Linear models can be fitted either with the standard least squares of lm() by setting method = "lm" (the default), or with the more robust methods from the robustbase package with method = "lmrob".

adjust_lm can be used to adjust abundances in a data matrix y based on linear regression models provided with parameter lm. Parameter lm is expected to be a list of length equal to the number of rows of y, each element being a linear model (i.e., a results from lm or lmrob). Covariates for the model need to be provided as columns in a data.frame provided with parameter data. The number of rows of that data.frame need to match the number of columns of y. The function returns the input matrix y with values in rows adjusted with the linear models provided by lm. No adjustment is performed for rows for which the respective element in lm is NA. See examples below for details or the vignette for more examples, descriptions and information.

Usage

fit_lm(
  formula,
  data,
  y,
  method = c("lm", "lmrob"),
  control = NULL,
  minVals = ceiling(nrow(data) * 0.75),
  model = TRUE,
  ...,
  BPPARAM = SerialParam()
)

adjust_lm(y = matrix(), data = data.frame(), lm = list(), ...)

Arguments

formula: formula defining the model that should be fitted to the data. See also lm() for more information. Formulas should begin with y ~ as values in rows of y will be defined as y. See description of the fit_lm function for more information.
data: data.frame containing the covariates for the linear model defined by formula (for fit_lm) or used in lm (for adjust_lm). The number of rows has to match the number of columns of y.
y: for fit_lm: matrix of abundances on which the linear model pefined with formula should be fitted. For adjust_lm: matrix of abundances that should be adjusted using the models provided with parameter lm.
method: character(1) defining the linear regression function that should be used for model fitting. Can be either method = "lm" (the default) for standard least squares model fitting or method = "lmrob" for a robust alternative defined in the robustbase package.
control: a list speficying control parameters for lmrob. Only used if method = "lmrob". See help of lmrob.control in the robustbase package for details. By default control = NULL the KS2014 settings are used and scale-finding iterations are increased to 10000.
minVals: numeric(1) defining the minimum number of non-missing values (per feature/row) required to perform the model fitting. For rows in y for which fewer non-NA values are available no model will be fitted and a NA will be reported instead.
model: logical(1) whether the model frame are included in the returned linear models. Passed to the lm or lmrob functions.
...: for fit_lm: additional parameters to be passed to the downstream calls to lm or lmrob. For adjust_lm: ignored.
BPPARAM: parallel processing setup. See bpparam() for more information. Parallel processing can improve performance especially for method = "lmrob".
lm: list of linear models (as returned by lm or lmrob) such as returned by the fit_lm function. The length of the list is expected to match the number of rows of y, i.e., each element should be a linear model to adjust the specific row, or NA to skip adjustment for that particular row in y.

Value

For `fit_lm`: a `list` with linear models (either of type *lm* or
*lmrob*) or length equal to the number of rows of `y`. `NA` is
reported for rows with too few non-missing data points (depending
on parameter `minValues`).
For `adjust_lm`: a numeric matrix (same dimensions as input matrix
`y`) with the values adjusted with the provided linear models.

References

Wehrens R, Hageman JA, van Eeuwijk F, Kooke R, Flood PJ, Wijnker E, Keurentjes JJ, Lommen A, van Eekelen HD, Hall RD Mumm R and de Vos RC. Improved batch correction in untargeted MS-based metabolomics. Metabolomics 2016; 12:88.

Author

Johannes Rainer

Examples


## See also the vignette for more details and examples.
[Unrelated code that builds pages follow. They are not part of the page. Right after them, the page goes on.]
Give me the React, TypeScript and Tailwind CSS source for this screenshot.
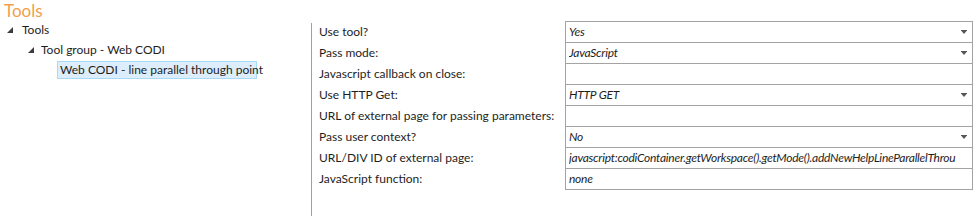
import React from "react";

const Tri = () => (
  <svg width="6" height="6" viewBox="0 0 6 6" className="shrink-0">
    <polygon points="6,0 6,6 0,6" fill="#3c3c3c" />
  </svg>
);

const Caret = () => (
  <svg width="6" height="4" viewBox="0 0 6 4" className="shrink-0">
    <rect x="0" y="0" width="6" height="1" fill="#555" />
    <polygon points="0.5,1 5.5,1 3,4" fill="#555" />
  </svg>
);

type Row = { label: string; value: string; dropdown?: boolean };

const rows: Row[] = [
  { label: "Use tool?", value: "Yes", dropdown: true },
  { label: "Pass mode:", value: "JavaScript", dropdown: true },
  { label: "Javascript callback on close:", value: "" },
  { label: "Use HTTP Get:", value: "HTTP GET", dropdown: true },
  { label: "URL of external page for passing parameters:", value: "" },
  { label: "Pass user context?", value: "No", dropdown: true },
  {
    label: "URL/DIV ID of external page:",
    value: "javascript:codiContainer.getWorkspace().getMode().addNewHelpLineParallelThrou",
  },
  { label: "JavaScript function:", value: "none" },
];

export default function App() {
  return (
    <div
      className="w-[976px] h-[216px] bg-white overflow-hidden text-[#1e1e1e] flex flex-col"
      style={{ fontFamily: 'Lato, "Noto Sans", sans-serif' }}
    >
      <div className="h-[20px] pt-[2px] pl-[4px] text-[17px] leading-[17px] text-[#f0a04e] whitespace-nowrap">
        Tools
      </div>
      <div className="flex flex-1 min-h-0">
        <div className="w-[311px] shrink-0 text-[12px] whitespace-nowrap">
          <div className="h-[20px] flex items-center pl-[7px] gap-[9px]">
            <Tri />
            <span>Tools</span>
          </div>
          <div className="h-[20px] flex items-center pl-[28px] gap-[7px]">
            <Tri />
            <span>Tool group - Web CODI</span>
          </div>
          <div className="h-[20px] flex items-center pl-[57px]">
            <div className="h-[18px] w-[200px] border border-[#a9d9f7] bg-[#dcedfc] flex items-center pl-[2px]">
              Web CODI - line parallel through point
            </div>
          </div>
        </div>
        <div className="w-px shrink-0 bg-[#a0a0a0] mt-[3px]" />
        <div className="flex-1 min-w-0 pt-[1px] pl-[7px] pr-[3px] text-[12px]">
          {rows.map((r, i) => (
            <div key={i} className="flex h-[21px]">
              <div className="w-[246px] shrink-0 flex items-center pt-[1px] whitespace-nowrap">{r.label}</div>
              <div
                className={
                  "flex-1 min-w-0 flex items-center border-x border-t border-[#a3a3a3] pl-[3px] pr-[5px] overflow-hidden " +
                  (i === rows.length - 1 ? "border-b h-[22px]" : "h-[21px]")
                }
              >
                <span className="flex-1 min-w-0 italic whitespace-nowrap overflow-hidden text-[12px] tracking-[-0.25px]">
                  {r.value}
                </span>
                {r.dropdown && <Caret />}
              </div>
            </div>
          ))}
        </div>
      </div>
    </div>
  );
}
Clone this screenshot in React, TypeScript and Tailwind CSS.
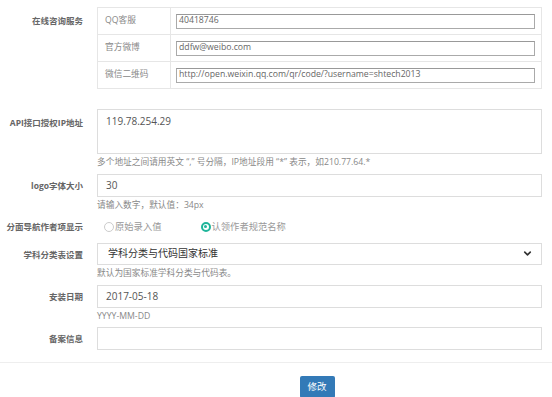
import { ChevronDown } from "lucide-react";

const font = { fontFamily: '"Open Sans", "Noto Sans CJK SC", sans-serif' };

function Label({ children, className = "" }: { children: React.ReactNode; className?: string }) {
  return (
    <div className={"w-[83px] shrink-0 text-right text-[8.5px] font-bold text-[#666] " + className}>
      {children}
    </div>
  );
}

function Help({ children }: { children: React.ReactNode }) {
  return <div className="mt-[3px] text-[8.7px] leading-[10px] text-[#888]">{children}</div>;
}

const contacts = [
  { name: "QQ客服", value: "40418746" },
  { name: "官方微博", value: "ddfw@weibo.com" },
  { name: "微信二维码", value: "http://open.weixin.qq.com/qr/code/?username=shtech2013" },
];

export default function App() {
  return (
    <div style={font} className="w-[552px] h-[397px] overflow-hidden bg-white">
      <div className="flex gap-[14px] pt-[7px]">
        <Label className="pt-[8px]">在线咨询服务</Label>
        <table className="w-[445px] border-collapse border border-[#e6e6e6]">
          <tbody>
            {contacts.map((c) => (
              <tr key={c.name} className="h-[27px] border-b border-[#e6e6e6]">
                <td className="w-[73px] border-r border-[#e6e6e6] pl-[7px] text-[8.7px] text-[#888]">{c.name}</td>
                <td className="pl-[5px] pr-[6px]">
                  <div className="flex h-[15px] items-center border border-[#aaa] border-t-[#999] pl-[2px] text-[8.7px] text-[#666]">
                    {c.value}
                  </div>
                </td>
              </tr>
            ))}
          </tbody>
        </table>
      </div>

      <div className="mt-[20px] flex gap-[14px]">
        <Label className="pt-[8px]">API接口授权IP地址</Label>
        <div className="w-[445px]">
          <div className="h-[45px] border border-[#ddd] px-[8px] pt-[4px] text-[10px] text-[#555]">119.78.254.29</div>
          <Help>多个地址之间请用英文 “,” 号分隔，IP地址段用 “*” 表示，如210.77.64.*</Help>
        </div>
      </div>

      <div className="mt-[7px] flex gap-[14px]">
        <Label className="pt-[6px]">logo字体大小</Label>
        <div className="w-[445px]">
          <div className="flex h-[23px] items-center border border-[#ddd] px-[8px] text-[10px] text-[#555]">30</div>
          <Help>请输入数字，默认值：34px</Help>
        </div>
      </div>

      <div className="mt-[10px] flex items-center gap-[14px]">
        <Label>分面导航作者项显示</Label>
        <div className="flex items-center text-[9.3px] text-[#999]">
          <span className="ml-[7px] mr-[1px] h-[10px] w-[10px] rounded-full border border-[#ccc]" />
          原始录入值
          <span className="ml-[39px] mr-[1px] flex h-[10px] w-[10px] items-center justify-center rounded-full border-2 border-[#1fb59a]">
            <span className="h-[3px] w-[3px] rounded-full bg-[#1fb59a]" />
          </span>
          认领作者规范名称
        </div>
      </div>

      <div className="mt-[9px] flex gap-[14px]">
        <Label className="pt-[6px]">学科分类表设置</Label>
        <div className="w-[445px]">
          <div className="flex h-[22px] items-center justify-between border border-[#ddd] pl-[10px] pr-[8px] text-[10px] text-[#333]">
            学科分类与代码国家标准
            <ChevronDown size={11} strokeWidth={3.5} className="text-[#333]" />
          </div>
          <Help>默认为国家标准学科分类与代码表。</Help>
        </div>
      </div>

      <div className="mt-[7px] flex gap-[14px]">
        <Label className="pt-[6px]">安装日期</Label>
        <div className="w-[445px]">
          <div className="flex h-[23px] items-center border border-[#ddd] px-[8px] text-[10px] text-[#555]">2017-05-18</div>
          <Help>YYYY-MM-DD</Help>
        </div>
      </div>

      <div className="mt-[6px] flex gap-[14px]">
        <Label className="pt-[6px]">备案信息</Label>
        <div className="h-[23px] w-[445px] border border-[#ddd]" />
      </div>

      <div className="mt-[12px] flex justify-center border-t border-[#eee] pt-[13px]">
        <button className="ml-[82px] h-[22px] w-[35px] rounded-[2px] bg-[#337ab7] text-[9.5px] text-white">修改</button>
      </div>
    </div>
  );
}
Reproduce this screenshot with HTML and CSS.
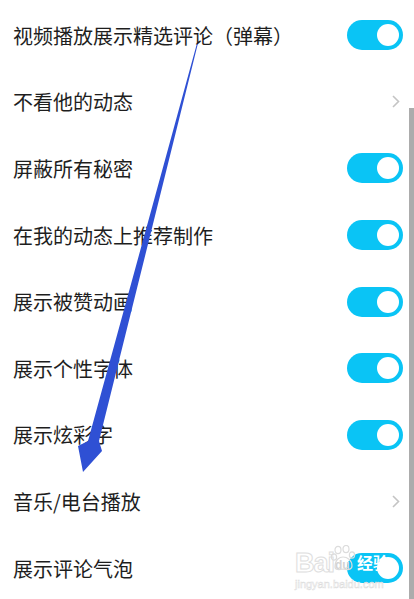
FILE: index.html
```html
<!DOCTYPE html>
<html lang="zh-CN">
<head>
    <meta charset="UTF-8">
    <meta name="viewport" content="width=device-width, initial-scale=1.0">
    <title>隐私设置</title>
    <link rel="stylesheet" href="styles.css">
</head>
<body>
    <div class="list">
        <div class="row">
            <span class="label">视频播放展示精选评论（弹幕）</span>
            <span class="switch"></span>
        </div>
        <div class="row">
            <span class="label">不看他的动态</span>
            <svg class="chevron" width="8" height="13" viewBox="0 0 8 13"><path d="M1 1 L6.5 6.5 L1 12" fill="none" stroke="#c4c4c4" stroke-width="1.6"/></svg>
        </div>
        <div class="row">
            <span class="label">屏蔽所有秘密</span>
            <span class="switch"></span>
        </div>
        <div class="row">
            <span class="label">在我的动态上推荐制作</span>
            <span class="switch"></span>
        </div>
        <div class="row">
            <span class="label">展示被赞动画</span>
            <span class="switch"></span>
        </div>
        <div class="row">
            <span class="label">展示个性字体</span>
            <span class="switch"></span>
        </div>
        <div class="row">
            <span class="label">展示炫彩字</span>
            <span class="switch"></span>
        </div>
        <div class="row">
            <span class="label">音乐/电台播放</span>
            <svg class="chevron" width="8" height="13" viewBox="0 0 8 13"><path d="M1 1 L6.5 6.5 L1 12" fill="none" stroke="#c4c4c4" stroke-width="1.6"/></svg>
        </div>
        <div class="row">
            <span class="label">展示评论气泡</span>
            <span class="switch"></span>
        </div>
    </div>

    <!-- annotation drawn over the screenshot -->
    <svg class="arrow" width="414" height="599" viewBox="0 0 414 599">
        <polygon points="196.8,44 197.8,44 99,441 102,451 83,472 78,446 88,441" fill="#2f50d4"/>
    </svg>

    <div class="scrollbar"></div>

    <div class="watermark">
        <div class="wm-top">
            <span class="wm-bai">Bai</span>
            <span class="wm-paw">
                <svg width="26" height="26" viewBox="0 0 26 26">
                    <g fill="none" stroke="#dcdcdc" stroke-width="1.2">
                        <ellipse cx="7" cy="5" rx="3" ry="3.6"/>
                        <ellipse cx="15" cy="4" rx="3" ry="3.6"/>
                        <ellipse cx="3" cy="12" rx="2.6" ry="3.2"/>
                        <ellipse cx="21" cy="10" rx="2.6" ry="3.2"/>
                        <path d="M4 22 C4 14 9 12 12 12 C16 12 21 15 21 21 C21 25 16 25 12 24 C8 25 4 25 4 22 Z"/>
                    </g>
                </svg>
                <span class="wm-du">du</span>
            </span>
            <span class="wm-jy">经验</span>
        </div>
        <div class="wm-url">jingyan.baidu.com</div>
    </div>
</body>
</html>
```

FILE: styles.css
```css
* {
    margin: 0;
    padding: 0;
    box-sizing: border-box;
}
body {
    width: 414px;
    height: 599px;
    overflow: hidden;
    background: #fff;
    font-family: "Noto Sans CJK SC", "Noto Sans", sans-serif;
    color: #1e1e1e;
}
.list {
    padding-top: 2px;
}
.row {
    height: 66.6px;
    display: flex;
    align-items: center;
    justify-content: space-between;
    padding: 0 11px 0 13px;
}
.label {
    font-size: 20px;
    line-height: 24px;
    padding-top: 1px;
}
.switch {
    width: 56px;
    height: 30px;
    border-radius: 15px;
    background: #0ac4f5;
    display: flex;
    align-items: center;
    justify-content: flex-end;
    padding-right: 4px;
}
.switch::after {
    content: "";
    width: 22px;
    height: 22px;
    border-radius: 50%;
    background: #fff;
}
.chevron {
    margin-right: 3px;
}
.arrow {
    position: absolute;
    left: 0;
    top: 0;
}
.scrollbar {
    position: absolute;
    right: 0;
    top: 108px;
    bottom: 0;
    width: 5px;
    background: #acacac;
}
.watermark {
    position: absolute;
    left: 295px;
    top: 543px;
    width: 100px;
}
.wm-top {
    display: flex;
    align-items: flex-end;
    height: 34px;
}
.wm-bai {
    font-family: "Liberation Sans", sans-serif;
    font-size: 27px;
    font-weight: bold;
    line-height: 28px;
    color: rgba(255, 255, 255, 0.85);
    -webkit-text-stroke: 1px #dedede;
    letter-spacing: -1px;
}
.wm-paw {
    position: relative;
    width: 24px;
    height: 34px;
    margin-left: -3px;
}
.wm-paw svg {
    position: absolute;
    left: 0;
    top: 2px;
}
.wm-du {
    position: absolute;
    left: 4px;
    top: 15px;
    font-family: "Liberation Sans", sans-serif;
    font-size: 12px;
    font-weight: bold;
    color: #d4d4d4;
}
.wm-jy {
    font-size: 16px;
    font-weight: bold;
    line-height: 22px;
    color: #fff;
    margin-left: 2px;
    margin-bottom: 4px;
}
.wm-url {
    font-family: "Liberation Sans", sans-serif;
    font-size: 11px;
    line-height: 12px;
    color: rgba(255, 255, 255, 0.9);
    -webkit-text-stroke: 0.5px #dcdcdc;
    margin-top: 1px;
}
```
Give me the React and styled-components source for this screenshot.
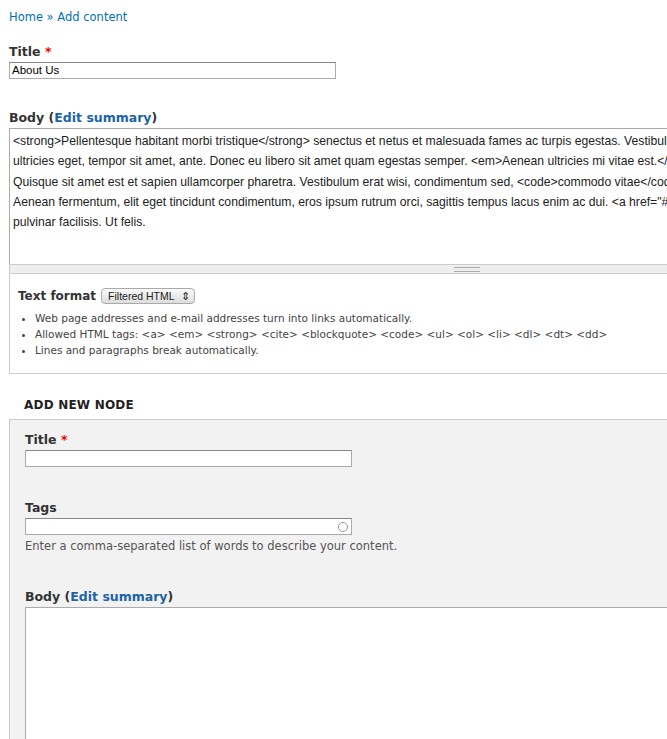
import React from "react";
import styled, { createGlobalStyle } from "styled-components";

const Global = createGlobalStyle`
  html, body { margin: 0; padding: 0; overflow: hidden; background: #fff; }
  body { font-family: "DejaVu Sans", "Liberation Sans", sans-serif; color: #333; }
`;
const Page = styled.div`width: 667px; height: 739px; overflow: hidden; padding: 10px 0 0 9px; box-sizing: border-box;`;
const Crumbs = styled.div`font-size: 11.5px; color: #0071b3; margin-bottom: 20px;`;
const Label = styled.div`font-size: 12.5px; font-weight: bold; color: #333; margin-bottom: 3px; line-height: 15px;`;
const Req = styled.span`color: #e00;`;
const Link = styled.span`color: #1d63a8;`;
const Input = styled.div`
  width: ${p => p.w}px; height: 17px; box-sizing: border-box; border: 1px solid #aaa; border-top-color: #888;
  background: #fff; font-family: "Liberation Sans", sans-serif; font-size: 11.5px; line-height: 15px; padding-left: 2px;
  position: relative; color: #000;
`;
const Throbber = styled.span`position: absolute; right: 3px; top: 3px; width: 8px; height: 8px; border: 1.5px solid #999; border-radius: 50%;`;
const Area = styled.div`
  width: 800px; height: ${p => p.h}px; box-sizing: border-box; border: 1px solid #aaa; border-bottom: ${p => p.closed ? "1px solid #aaa" : "none"}; background: #fff;
  font-family: "Liberation Sans", sans-serif; font-size: 12.2px; line-height: 20.3px; padding: 2px 3px; color: #222; white-space: nowrap;
`;
const Grip = styled.div`
  width: 800px; height: 10px; box-sizing: border-box; background: #eee; border: 1px solid #ccc; display: flex; align-items: center;
  padding-left: 444px;
  &::after { content: ""; width: 26px; height: 3px; border-top: 1px solid #aaa; border-bottom: 1px solid #aaa; }
`;
const Formats = styled.div`width: 800px; height: 100px; box-sizing: border-box; border: 1px solid #ccc; border-top: none; padding: 14px 8px;`;
const FRow = styled.div`display: flex; align-items: center; gap: 5px; font-size: 12px; font-weight: bold; margin-bottom: 6px;`;
const Select = styled.span`
  font-family: "Liberation Sans", sans-serif; font-weight: normal; font-size: 10.5px; border: 1px solid #aaa; border-radius: 4px;
  background: linear-gradient(#fafafa, #ddd); padding: 1px 4px 1px 6px; display: inline-flex; gap: 6px; color: #222;
`;
const Tips = styled.ul`margin: 0; padding-left: 17px; font-size: 10.5px; color: #444; line-height: 16px; list-style: disc;`;
const Legend = styled.div`font-size: 12px; font-weight: bold; color: #222; padding: 24px 0 7px 15px; letter-spacing: 0.2px;`;
const Fieldset = styled.div`width: 800px; height: 400px; background: #f2f2f2; border: 1px solid #ccc; box-sizing: border-box; padding: 12px 15px;`;
const Field = styled.div`margin-bottom: ${p => p.mb}px;`;
const Desc = styled.div`font-size: 11.5px; color: #555; margin-top: 4px;`;
const Spacer = styled.div`height: ${p => p.h}px;`;

export default function App() {
  return (
    <Page>
      <Global />
      <Crumbs>Home » Add content</Crumbs>
      <Label>Title <Req>*</Req></Label>
      <Input w={327}>About Us</Input>
      <Spacer h={31} />
      <Label>Body (<Link>Edit summary</Link>)</Label>
      <Area h={136}>
        <div>&lt;strong&gt;Pellentesque habitant morbi tristique&lt;/strong&gt; senectus et netus et malesuada fames ac turpis egestas. Vestibulum</div>
        <div>ultricies eget, tempor sit amet, ante. Donec eu libero sit amet quam egestas semper. &lt;em&gt;Aenean ultricies mi vitae est.&lt;/em&gt;</div>
        <div>Quisque sit amet est et sapien ullamcorper pharetra. Vestibulum erat wisi, condimentum sed, &lt;code&gt;commodo vitae&lt;/code&gt;</div>
        <div>Aenean fermentum, elit eget tincidunt condimentum, eros ipsum rutrum orci, sagittis tempus lacus enim ac dui. &lt;a href="#"&gt;Donec</div>
        <div>pulvinar facilisis. Ut felis.</div>
      </Area>
      <Grip />
      <Formats>
        <FRow>Text format <Select>Filtered HTML <span>⇕</span></Select></FRow>
        <Tips>
          <li>Web page addresses and e-mail addresses turn into links automatically.</li>
          <li>Allowed HTML tags: &lt;a&gt; &lt;em&gt; &lt;strong&gt; &lt;cite&gt; &lt;blockquote&gt; &lt;code&gt; &lt;ul&gt; &lt;ol&gt; &lt;li&gt; &lt;dl&gt; &lt;dt&gt; &lt;dd&gt;</li>
          <li>Lines and paragraphs break automatically.</li>
        </Tips>
      </Formats>
      <Legend>ADD NEW NODE</Legend>
      <Fieldset>
        <Field mb={33}>
          <Label>Title <Req>*</Req></Label>
          <Input w={327} />
        </Field>
        <Field mb={36}>
          <Label>Tags</Label>
          <Input w={327}><Throbber /></Input>
          <Desc>Enter a comma-separated list of words to describe your content.</Desc>
        </Field>
        <Field mb={0}>
          <Label>Body (<Link>Edit summary</Link>)</Label>
          <Area h={200} closed />
        </Field>
      </Fieldset>
    </Page>
  );
}
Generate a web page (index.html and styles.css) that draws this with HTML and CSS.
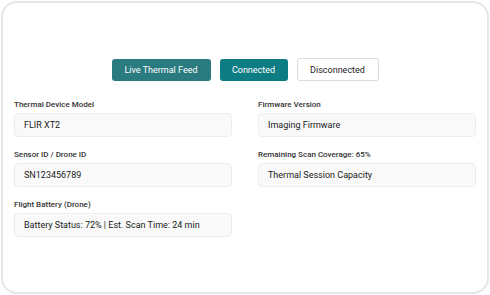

## Load a test matrix with abundances of features from a LC-MS experiment.
vals <- read.table(system.file("txt", "feature_values.txt",
                                package = "MetaboCoreUtils"), sep = "\t")
vals <- as.matrix(vals)

## Define a data.frame with the covariates to be used to model the noise
sdata <- data.frame(injection_index = seq_len(ncol(vals)))

## Fit a linear model describing the feature abundances as a
## function of the index in which samples were injected during the LC-MS
## run. We're fitting the model to log2 transformed data.
## Note that such a model should **only** be fitted if the samples
## were randomized, i.e. the injection index is independent of any
## experimental covariate. Alternatively, the injection order dependent
## signal drift could be estimated using QC samples (if they were
## repeatedly injected) - see vignette for more details.
ii_lm <- fit_lm(y ~ injection_index, data = sdata, y = log2(vals))

## The result is a list of linear models
ii_lm[[1]]
#> 
#> Call:
#> lm(formula = formula, data = data, model = model)
#> 
#> Coefficients:
#>     (Intercept)  injection_index  
#>       14.833410         0.001587  
#> 

## Plotting the data for one feature:
plot(x = sdata$injection_index, y = log2(vals[2, ]),
    ylab = expression(log[2]~abundance), xlab = "injection index")
grid()
## plot also the fitted model
abline(ii_lm[[2]], lty = 2)


## For this feature (row) a decreasing signal intensity with injection
## index was observed (and modeled).

## For another feature an increasing intensity can be observed.
plot(x = sdata$injection_index, y = log2(vals[3, ]),
    ylab = expression(log[2]~abundance), xlab = "injection index")
grid()
## plot also the fitted model
abline(ii_lm[[3]], lty = 2)


## This trend can be removed from the data using the `adjust_lm` function
## by providing the linear models descring the drift. Note that, because
## we're adjusting log2 transformed data, the resulting abundances are
## also in log2 scale.
vals_adj <- adjust_lm(log2(vals), data = sdata, lm = ii_lm)

## Plotting the data before (open circles) and after adjustment (filled
## points)
plot(x = sdata$injection_index, y = log2(vals[2, ]),
    ylab = expression(log[2]~abundance), xlab = "injection index")
points(x = sdata$injection_index, y = vals_adj[2, ], pch = 16)
grid()
## Adding the line fitted through the raw data
abline(ii_lm[[2]], lty = 2)
## Adding a line fitted through the adjusted data
abline(lm(vals_adj[2, ] ~ sdata$injection_index), lty = 1)

## After adjustment there is no more dependency on injection index.